**Written exercise**. Repeat, exactly and in full, the lines of the listing below, but without any pictures.

**Data excerpt**.

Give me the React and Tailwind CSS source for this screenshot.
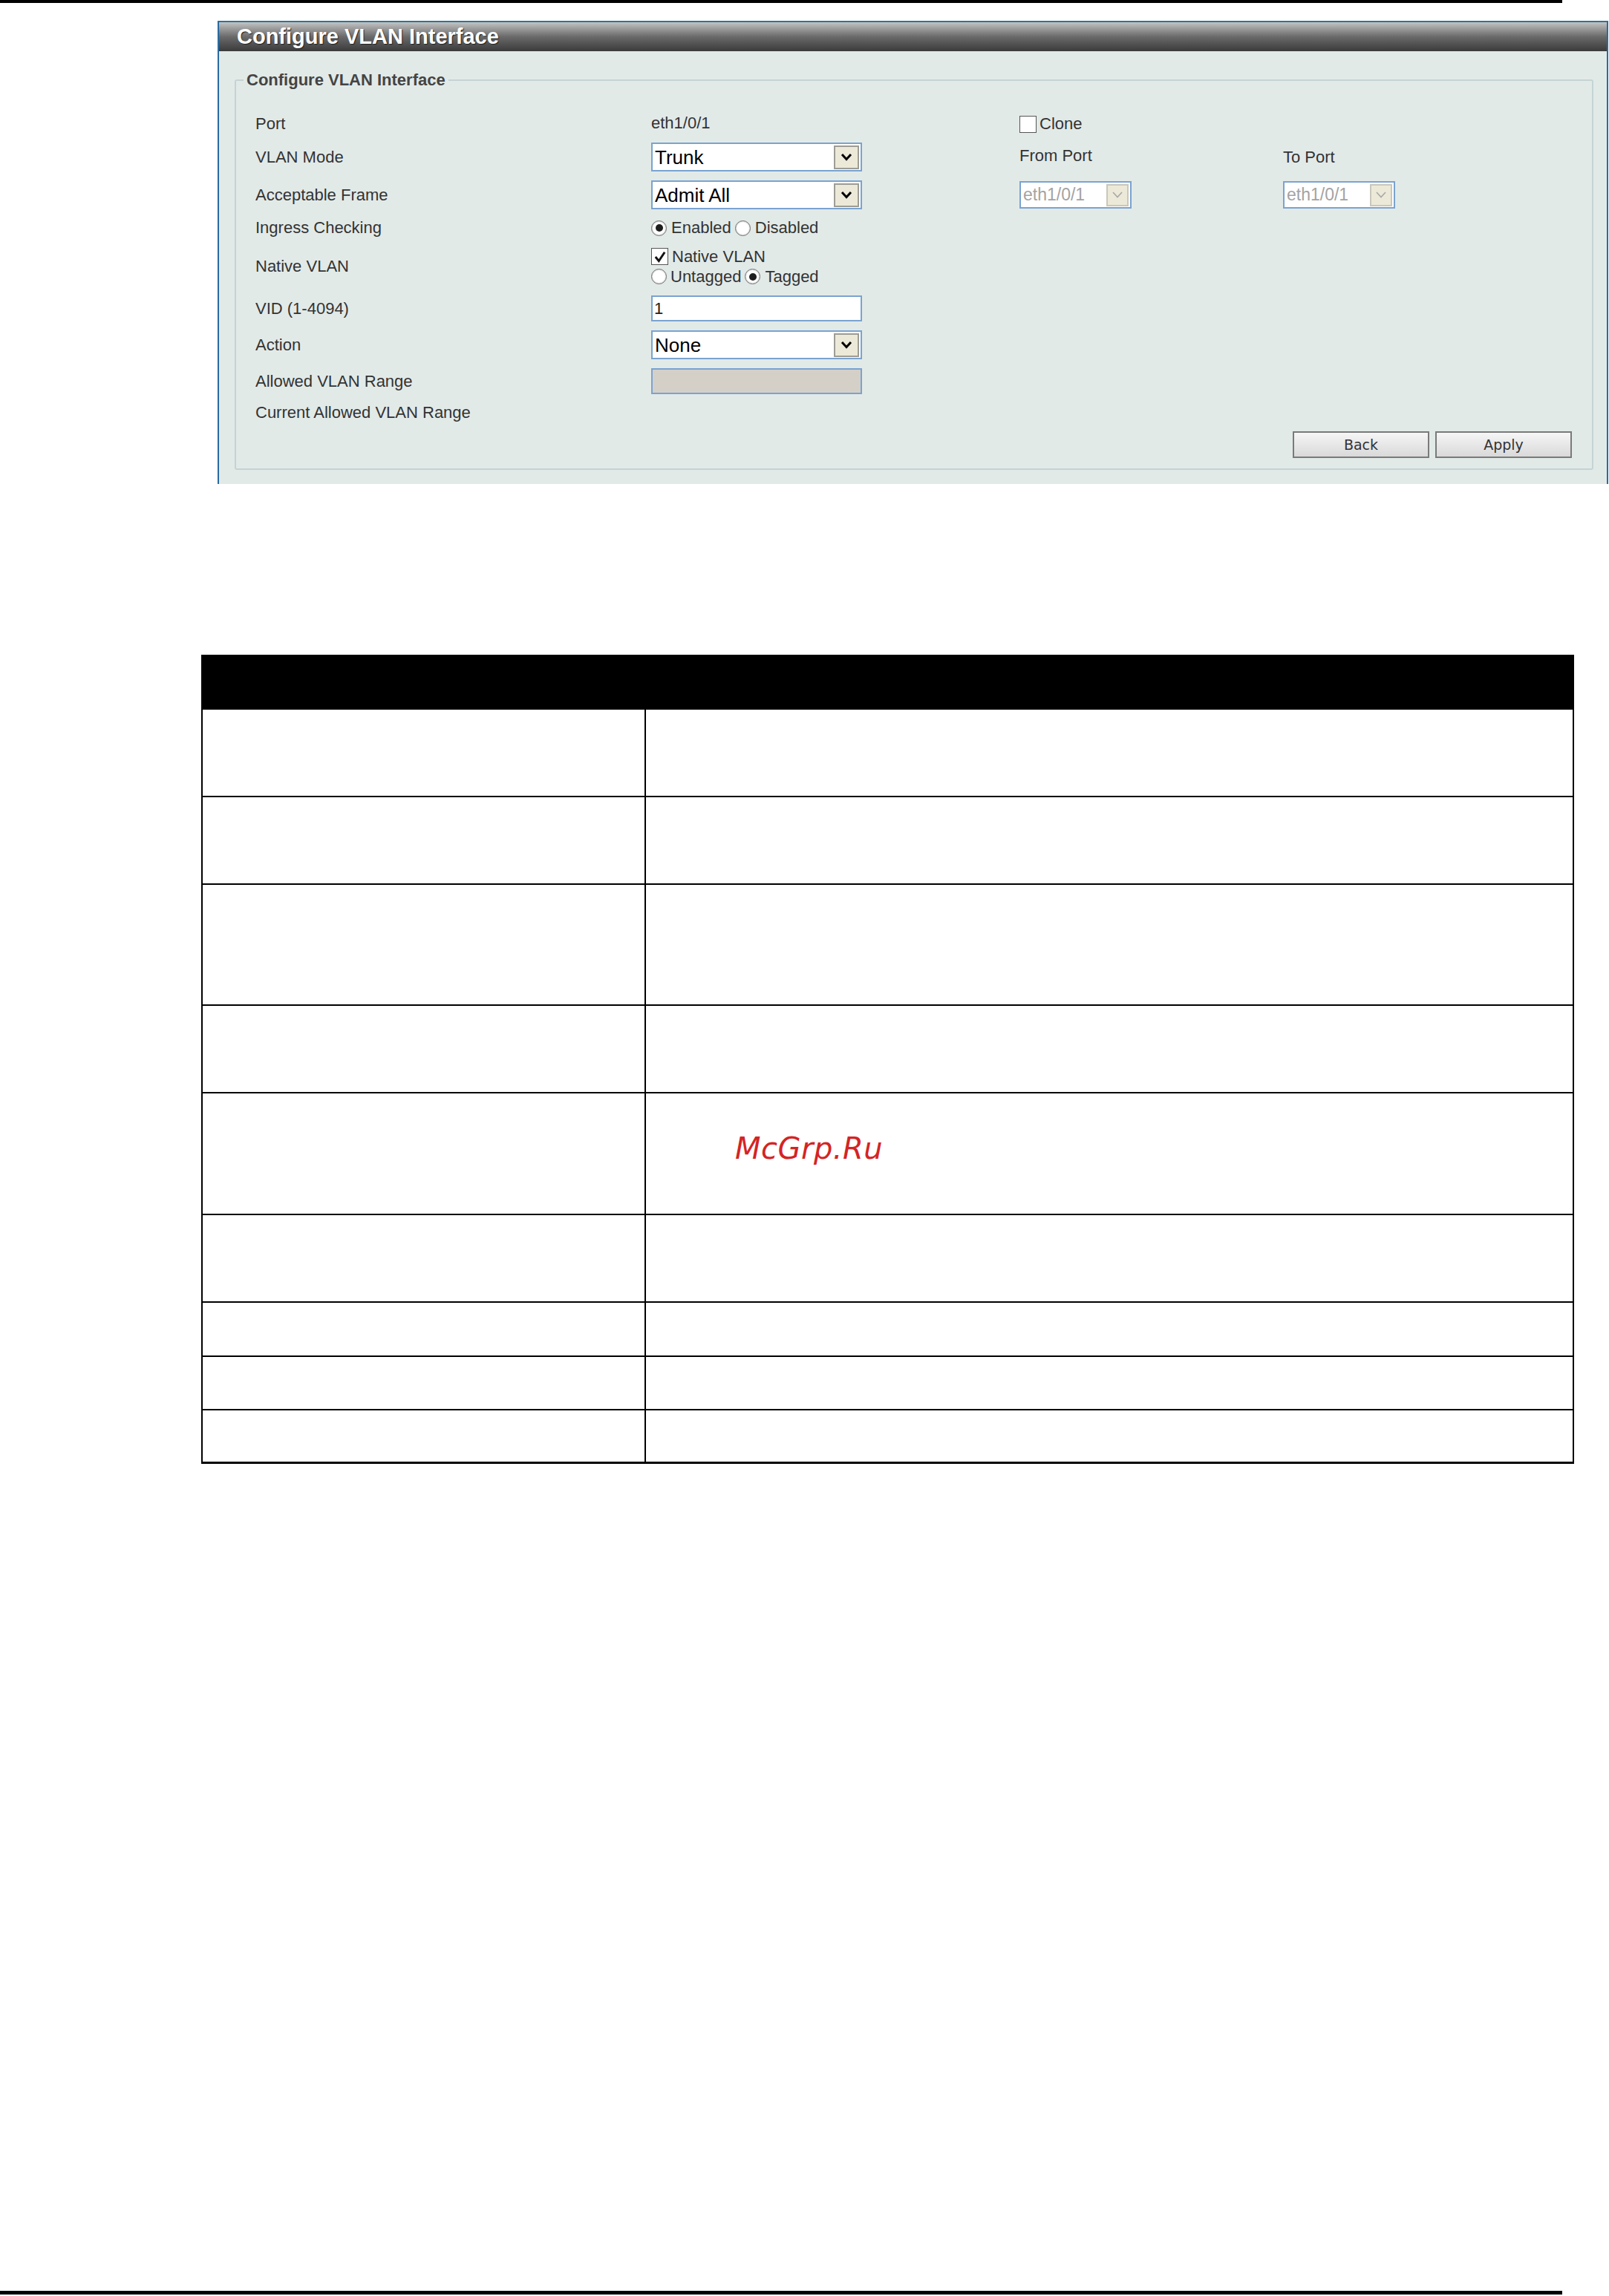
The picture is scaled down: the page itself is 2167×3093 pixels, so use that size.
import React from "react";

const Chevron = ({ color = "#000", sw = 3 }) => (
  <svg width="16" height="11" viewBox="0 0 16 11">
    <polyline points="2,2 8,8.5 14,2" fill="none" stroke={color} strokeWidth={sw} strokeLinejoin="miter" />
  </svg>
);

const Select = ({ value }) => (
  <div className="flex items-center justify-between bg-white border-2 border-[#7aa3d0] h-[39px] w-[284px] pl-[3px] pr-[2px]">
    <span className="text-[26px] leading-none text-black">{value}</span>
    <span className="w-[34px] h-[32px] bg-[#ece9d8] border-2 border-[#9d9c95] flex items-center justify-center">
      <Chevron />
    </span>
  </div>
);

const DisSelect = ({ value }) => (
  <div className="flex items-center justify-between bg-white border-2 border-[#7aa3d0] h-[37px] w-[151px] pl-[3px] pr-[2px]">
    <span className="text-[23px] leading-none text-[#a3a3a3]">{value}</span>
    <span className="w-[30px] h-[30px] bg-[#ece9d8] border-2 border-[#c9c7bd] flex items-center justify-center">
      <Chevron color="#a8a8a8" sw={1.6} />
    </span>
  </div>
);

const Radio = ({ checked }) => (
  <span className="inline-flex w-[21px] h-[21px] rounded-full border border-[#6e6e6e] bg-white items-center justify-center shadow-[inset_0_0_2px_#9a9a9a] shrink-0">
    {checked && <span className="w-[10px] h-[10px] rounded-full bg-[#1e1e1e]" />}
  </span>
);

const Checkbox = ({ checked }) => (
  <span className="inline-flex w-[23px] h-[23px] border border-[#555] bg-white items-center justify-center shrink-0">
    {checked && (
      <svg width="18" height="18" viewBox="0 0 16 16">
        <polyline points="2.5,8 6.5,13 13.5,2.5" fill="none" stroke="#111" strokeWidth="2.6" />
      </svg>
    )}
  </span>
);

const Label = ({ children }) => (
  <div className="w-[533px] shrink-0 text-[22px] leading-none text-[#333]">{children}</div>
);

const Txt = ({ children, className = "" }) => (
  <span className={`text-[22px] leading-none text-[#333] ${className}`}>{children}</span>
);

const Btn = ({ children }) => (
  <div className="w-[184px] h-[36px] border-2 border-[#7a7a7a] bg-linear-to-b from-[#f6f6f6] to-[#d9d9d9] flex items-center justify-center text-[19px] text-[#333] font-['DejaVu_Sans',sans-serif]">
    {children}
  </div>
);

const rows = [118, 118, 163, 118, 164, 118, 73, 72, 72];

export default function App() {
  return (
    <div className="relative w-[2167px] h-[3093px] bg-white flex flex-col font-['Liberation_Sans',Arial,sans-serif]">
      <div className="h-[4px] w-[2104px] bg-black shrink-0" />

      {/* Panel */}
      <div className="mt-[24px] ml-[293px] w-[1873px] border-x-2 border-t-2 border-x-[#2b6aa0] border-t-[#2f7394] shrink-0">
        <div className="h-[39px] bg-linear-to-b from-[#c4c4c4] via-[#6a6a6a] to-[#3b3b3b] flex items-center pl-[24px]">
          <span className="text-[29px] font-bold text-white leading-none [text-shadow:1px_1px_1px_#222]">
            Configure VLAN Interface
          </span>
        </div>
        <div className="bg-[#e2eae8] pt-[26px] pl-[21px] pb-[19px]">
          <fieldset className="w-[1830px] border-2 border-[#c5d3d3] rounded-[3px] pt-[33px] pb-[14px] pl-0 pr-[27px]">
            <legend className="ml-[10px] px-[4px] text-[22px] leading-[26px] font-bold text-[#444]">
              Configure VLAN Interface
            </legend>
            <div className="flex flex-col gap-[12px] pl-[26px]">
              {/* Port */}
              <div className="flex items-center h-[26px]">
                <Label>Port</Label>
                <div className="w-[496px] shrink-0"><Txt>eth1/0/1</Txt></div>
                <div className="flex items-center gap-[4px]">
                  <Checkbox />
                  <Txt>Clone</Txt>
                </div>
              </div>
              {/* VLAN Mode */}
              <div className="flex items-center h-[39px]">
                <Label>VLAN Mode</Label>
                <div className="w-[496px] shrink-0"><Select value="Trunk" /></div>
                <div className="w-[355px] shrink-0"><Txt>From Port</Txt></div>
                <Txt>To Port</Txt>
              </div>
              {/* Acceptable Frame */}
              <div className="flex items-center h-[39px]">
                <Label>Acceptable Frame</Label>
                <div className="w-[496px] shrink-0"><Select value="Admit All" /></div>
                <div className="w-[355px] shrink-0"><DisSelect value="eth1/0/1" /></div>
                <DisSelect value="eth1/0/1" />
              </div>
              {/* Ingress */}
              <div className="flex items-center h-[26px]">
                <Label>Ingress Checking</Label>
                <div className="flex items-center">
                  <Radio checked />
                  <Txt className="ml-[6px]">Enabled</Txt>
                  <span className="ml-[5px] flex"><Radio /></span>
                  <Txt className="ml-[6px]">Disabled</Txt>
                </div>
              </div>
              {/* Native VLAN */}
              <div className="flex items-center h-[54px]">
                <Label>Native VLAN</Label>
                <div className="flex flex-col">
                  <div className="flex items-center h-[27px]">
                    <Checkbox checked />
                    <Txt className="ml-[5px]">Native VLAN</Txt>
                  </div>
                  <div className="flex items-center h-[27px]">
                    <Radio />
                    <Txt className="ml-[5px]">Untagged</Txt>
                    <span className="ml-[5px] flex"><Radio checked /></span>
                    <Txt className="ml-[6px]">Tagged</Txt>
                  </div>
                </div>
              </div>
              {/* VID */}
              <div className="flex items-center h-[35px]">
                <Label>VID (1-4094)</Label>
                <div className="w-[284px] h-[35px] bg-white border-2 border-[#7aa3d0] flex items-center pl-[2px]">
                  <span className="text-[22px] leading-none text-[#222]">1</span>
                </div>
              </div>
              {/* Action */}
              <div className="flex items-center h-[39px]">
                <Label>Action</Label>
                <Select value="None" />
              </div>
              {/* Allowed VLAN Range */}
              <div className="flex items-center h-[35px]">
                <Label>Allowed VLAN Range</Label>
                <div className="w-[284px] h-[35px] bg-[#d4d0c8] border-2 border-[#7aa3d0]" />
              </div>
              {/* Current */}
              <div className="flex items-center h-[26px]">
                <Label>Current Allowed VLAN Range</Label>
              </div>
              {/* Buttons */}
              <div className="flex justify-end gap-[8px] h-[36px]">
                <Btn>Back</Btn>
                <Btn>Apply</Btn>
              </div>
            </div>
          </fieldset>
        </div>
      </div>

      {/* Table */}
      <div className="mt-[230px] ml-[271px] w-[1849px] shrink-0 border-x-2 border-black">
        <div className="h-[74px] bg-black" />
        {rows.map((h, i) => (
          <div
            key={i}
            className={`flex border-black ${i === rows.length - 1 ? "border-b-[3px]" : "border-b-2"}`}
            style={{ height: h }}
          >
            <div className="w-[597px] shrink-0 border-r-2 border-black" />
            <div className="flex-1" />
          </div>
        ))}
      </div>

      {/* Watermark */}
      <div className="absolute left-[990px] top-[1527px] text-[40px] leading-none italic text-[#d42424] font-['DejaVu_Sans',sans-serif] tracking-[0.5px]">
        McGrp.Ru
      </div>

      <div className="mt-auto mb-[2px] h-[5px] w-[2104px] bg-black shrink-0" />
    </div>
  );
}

**Exercise response**.
Give me the React and Tailwind CSS source for this screenshot.
The picture is scaled down: the page itself is 2167×3093 pixels, so use that size.
import React from "react";

const Chevron = ({ color = "#000", sw = 3 }) => (
  <svg width="16" height="11" viewBox="0 0 16 11">
    <polyline points="2,2 8,8.5 14,2" fill="none" stroke={color} strokeWidth={sw} strokeLinejoin="miter" />
  </svg>
);

const Select = ({ value }) => (
  <div className="flex items-center justify-between bg-white border-2 border-[#7aa3d0] h-[39px] w-[284px] pl-[3px] pr-[2px]">
    <span className="text-[26px] leading-none text-black">{value}</span>
    <span className="w-[34px] h-[32px] bg-[#ece9d8] border-2 border-[#9d9c95] flex items-center justify-center">
      <Chevron />
    </span>
  </div>
);

const DisSelect = ({ value }) => (
  <div className="flex items-center justify-between bg-white border-2 border-[#7aa3d0] h-[37px] w-[151px] pl-[3px] pr-[2px]">
    <span className="text-[23px] leading-none text-[#a3a3a3]">{value}</span>
    <span className="w-[30px] h-[30px] bg-[#ece9d8] border-2 border-[#c9c7bd] flex items-center justify-center">
      <Chevron color="#a8a8a8" sw={1.6} />
    </span>
  </div>
);

const Radio = ({ checked }) => (
  <span className="inline-flex w-[21px] h-[21px] rounded-full border border-[#6e6e6e] bg-white items-center justify-center shadow-[inset_0_0_2px_#9a9a9a] shrink-0">
    {checked && <span className="w-[10px] h-[10px] rounded-full bg-[#1e1e1e]" />}
  </span>
);

const Checkbox = ({ checked }) => (
  <span className="inline-flex w-[23px] h-[23px] border border-[#555] bg-white items-center justify-center shrink-0">
    {checked && (
      <svg width="18" height="18" viewBox="0 0 16 16">
        <polyline points="2.5,8 6.5,13 13.5,2.5" fill="none" stroke="#111" strokeWidth="2.6" />
      </svg>
    )}
  </span>
);

const Label = ({ children }) => (
  <div className="w-[533px] shrink-0 text-[22px] leading-none text-[#333]">{children}</div>
);

const Txt = ({ children, className = "" }) => (
  <span className={`text-[22px] leading-none text-[#333] ${className}`}>{children}</span>
);

const Btn = ({ children }) => (
  <div className="w-[184px] h-[36px] border-2 border-[#7a7a7a] bg-linear-to-b from-[#f6f6f6] to-[#d9d9d9] flex items-center justify-center text-[19px] text-[#333] font-['DejaVu_Sans',sans-serif]">
    {children}
  </div>
);

const rows = [118, 118, 163, 118, 164, 118, 73, 72, 72];

export default function App() {
  return (
    <div className="relative w-[2167px] h-[3093px] bg-white flex flex-col font-['Liberation_Sans',Arial,sans-serif]">
      <div className="h-[4px] w-[2104px] bg-black shrink-0" />

      {/* Panel */}
      <div className="mt-[24px] ml-[293px] w-[1873px] border-x-2 border-t-2 border-x-[#2b6aa0] border-t-[#2f7394] shrink-0">
        <div className="h-[39px] bg-linear-to-b from-[#c4c4c4] via-[#6a6a6a] to-[#3b3b3b] flex items-center pl-[24px]">
          <span className="text-[29px] font-bold text-white leading-none [text-shadow:1px_1px_1px_#222]">
            Configure VLAN Interface
          </span>
        </div>
        <div className="bg-[#e2eae8] pt-[26px] pl-[21px] pb-[19px]">
          <fieldset className="w-[1830px] border-2 border-[#c5d3d3] rounded-[3px] pt-[33px] pb-[14px] pl-0 pr-[27px]">
            <legend className="ml-[10px] px-[4px] text-[22px] leading-[26px] font-bold text-[#444]">
              Configure VLAN Interface
            </legend>
            <div className="flex flex-col gap-[12px] pl-[26px]">
              {/* Port */}
              <div className="flex items-center h-[26px]">
                <Label>Port</Label>
                <div className="w-[496px] shrink-0"><Txt>eth1/0/1</Txt></div>
                <div className="flex items-center gap-[4px]">
                  <Checkbox />
                  <Txt>Clone</Txt>
                </div>
              </div>
              {/* VLAN Mode */}
              <div className="flex items-center h-[39px]">
                <Label>VLAN Mode</Label>
                <div className="w-[496px] shrink-0"><Select value="Trunk" /></div>
                <div className="w-[355px] shrink-0"><Txt>From Port</Txt></div>
                <Txt>To Port</Txt>
              </div>
              {/* Acceptable Frame */}
              <div className="flex items-center h-[39px]">
                <Label>Acceptable Frame</Label>
                <div className="w-[496px] shrink-0"><Select value="Admit All" /></div>
                <div className="w-[355px] shrink-0"><DisSelect value="eth1/0/1" /></div>
                <DisSelect value="eth1/0/1" />
              </div>
              {/* Ingress */}
              <div className="flex items-center h-[26px]">
                <Label>Ingress Checking</Label>
                <div className="flex items-center">
                  <Radio checked />
                  <Txt className="ml-[6px]">Enabled</Txt>
                  <span className="ml-[5px] flex"><Radio /></span>
                  <Txt className="ml-[6px]">Disabled</Txt>
                </div>
              </div>
              {/* Native VLAN */}
              <div className="flex items-center h-[54px]">
                <Label>Native VLAN</Label>
                <div className="flex flex-col">
                  <div className="flex items-center h-[27px]">
                    <Checkbox checked />
                    <Txt className="ml-[5px]">Native VLAN</Txt>
                  </div>
                  <div className="flex items-center h-[27px]">
                    <Radio />
                    <Txt className="ml-[5px]">Untagged</Txt>
                    <span className="ml-[5px] flex"><Radio checked /></span>
                    <Txt className="ml-[6px]">Tagged</Txt>
                  </div>
                </div>
              </div>
              {/* VID */}
              <div className="flex items-center h-[35px]">
                <Label>VID (1-4094)</Label>
                <div className="w-[284px] h-[35px] bg-white border-2 border-[#7aa3d0] flex items-center pl-[2px]">
                  <span className="text-[22px] leading-none text-[#222]">1</span>
                </div>
              </div>
              {/* Action */}
              <div className="flex items-center h-[39px]">
                <Label>Action</Label>
                <Select value="None" />
              </div>
              {/* Allowed VLAN Range */}
              <div className="flex items-center h-[35px]">
                <Label>Allowed VLAN Range</Label>
                <div className="w-[284px] h-[35px] bg-[#d4d0c8] border-2 border-[#7aa3d0]" />
              </div>
              {/* Current */}
              <div className="flex items-center h-[26px]">
                <Label>Current Allowed VLAN Range</Label>
              </div>
              {/* Buttons */}
              <div className="flex justify-end gap-[8px] h-[36px]">
                <Btn>Back</Btn>
                <Btn>Apply</Btn>
              </div>
            </div>
          </fieldset>
        </div>
      </div>

      {/* Table */}
      <div className="mt-[230px] ml-[271px] w-[1849px] shrink-0 border-x-2 border-black">
        <div className="h-[74px] bg-black" />
        {rows.map((h, i) => (
          <div
            key={i}
            className={`flex border-black ${i === rows.length - 1 ? "border-b-[3px]" : "border-b-2"}`}
            style={{ height: h }}
          >
            <div className="w-[597px] shrink-0 border-r-2 border-black" />
            <div className="flex-1" />
          </div>
        ))}
      </div>

      {/* Watermark */}
      <div className="absolute left-[990px] top-[1527px] text-[40px] leading-none italic text-[#d42424] font-['DejaVu_Sans',sans-serif] tracking-[0.5px]">
        McGrp.Ru
      </div>

      <div className="mt-auto mb-[2px] h-[5px] w-[2104px] bg-black shrink-0" />
    </div>
  );
}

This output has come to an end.